稚媛 (わかひめ)と吉備上道臣田狭の悲劇!

稚媛 と吉備上道臣田狭 両宮山古墳に眠る!? 08-Feb.26

ryouguzan_kofun

両宮山古墳は、岡山市内から山陽町に入ったすぐの左側にある、五世紀後半の築造とされる前方後円墳で雄略天皇の期に符合する。備前最大の全長百九十四メートルあり、県内では岡山市・造山古墳(五世紀前半、三百六十メートル)、総社市・作山古墳(五世紀中ごろ、二百八十六メートル)に次ぐ大きさで、水をたたえた幅約二十八メートルの周濠がすぐ横を巡っており、さらに二重目の周濠が後円部側の五か所で確認された。そして、吉備上道臣田狭と弟君の両宮が祀られるとされてその名を冠している。

田狭の妻、稚媛の物語はミュージカル「ワカヒメ」( 作・台本・総監督・演出:なかにし礼 作曲・音楽監督:三木稔)で岡山シンフォニーホールのこけらおとし公演として上演された、まさしく劇的な人物である。それにしても、「黒媛(くろひめ)」「兄媛(えひめ)」「お福」&「稚媛」と岡山には伝説的美女の多いことは、ついつい自慢したくなる。ストーリーをミュージカル「ワカヒメ」のパンフレットより紹介しよう。

「吉備の国、上道国造の田狭は、自分の妻である稚媛の自慢をした。田狭の言葉を聞いた雄略天皇は、稚媛の舞を見て、一目ぼれしてしまう。なんとしても稚媛を手に入れたい天皇は、 田狭を任那国司として派遣し、その留守に「従わねば一族皆殺しにする」と稚媛を脅し、稚媛を宮中に召し出し、妃としてしまった。 稚媛には夫、田狭との間に、兄君(えのきみ)と弟君(おとぎみ)という二人の息子がおり、天皇との間に星川皇子も生まれた。しかし、夫田狭を慕い、いつまでも天皇に心を許さぬ稚媛に業を煮やし、天皇は任那にいる田狭にあろうことか、実の息子の弟君を討伐軍としてさしむける。」という具合。

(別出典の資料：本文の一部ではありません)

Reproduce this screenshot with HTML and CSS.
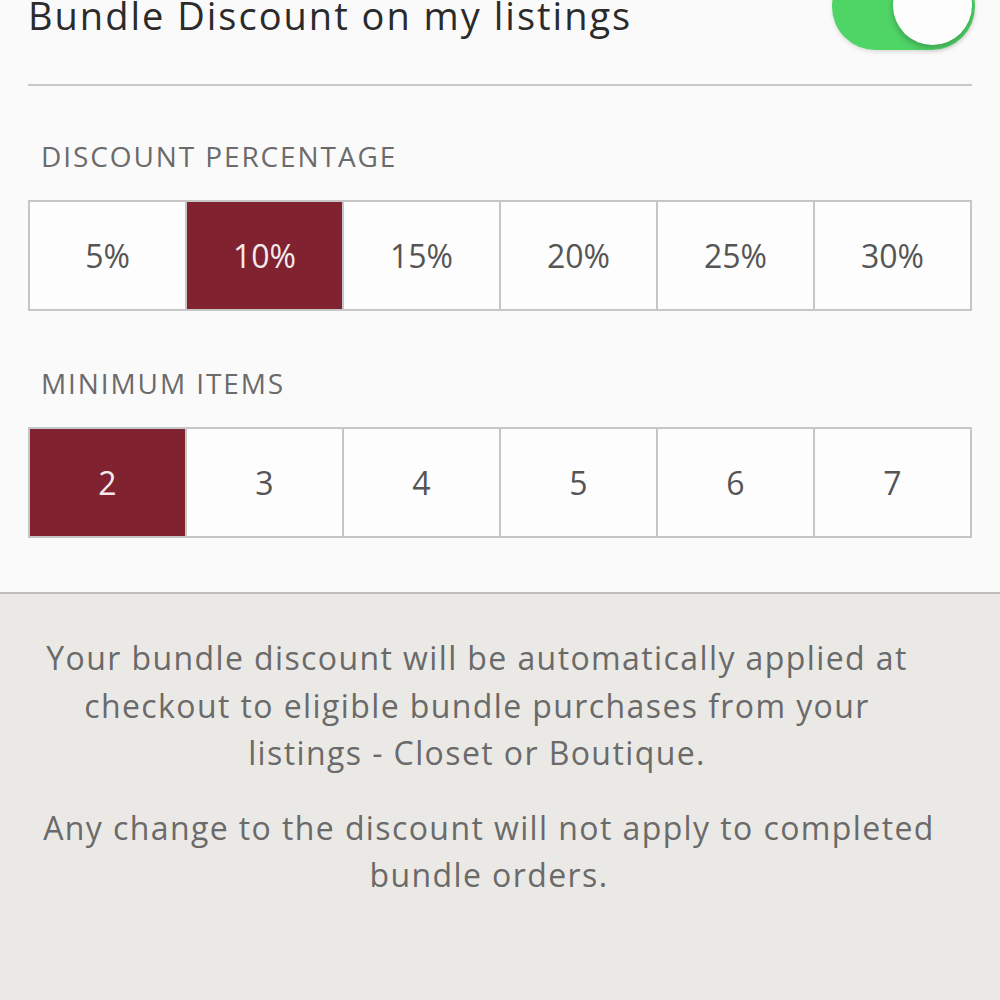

そして稚媛のもうひとつのエピソード「星川皇子の乱」とさらに、あわせて「下道臣前津屋謀殺」の話は「雄略天皇と吉備」との特殊な?関係を感じないではいられない。ここで金谷氏(HP古代吉備王国の栄光と衰亡)の興味深い見解を紹介したい。「上道臣田狭事件の真相は」
「下道臣前津屋謀殺」

両宮山古墳には埴輪は発見されておらず、内部は未調査ということで情報が少ないが「二重周濠を持つ」ことから極めて重要な古墳であるにちがいない。日本書記の雄略天皇の項(第14巻)を中国人が担当していることや、田狭が新羅と組んで雄略と対峙することから、親中派と親倭吉備派との対決構図で、稚媛は自らの身を投じて、倭の主導権を奪い返そうとしたのだと思う。

ちなみにオリンピック陸上女子において日本人第1号のメダリストは「人見絹江」、第2号は「有森裕子」で二人とも岡山人なのである。つまり結論としていえるのは、稚媛の昔から「岡山の女性はすごい!」ということにつきる。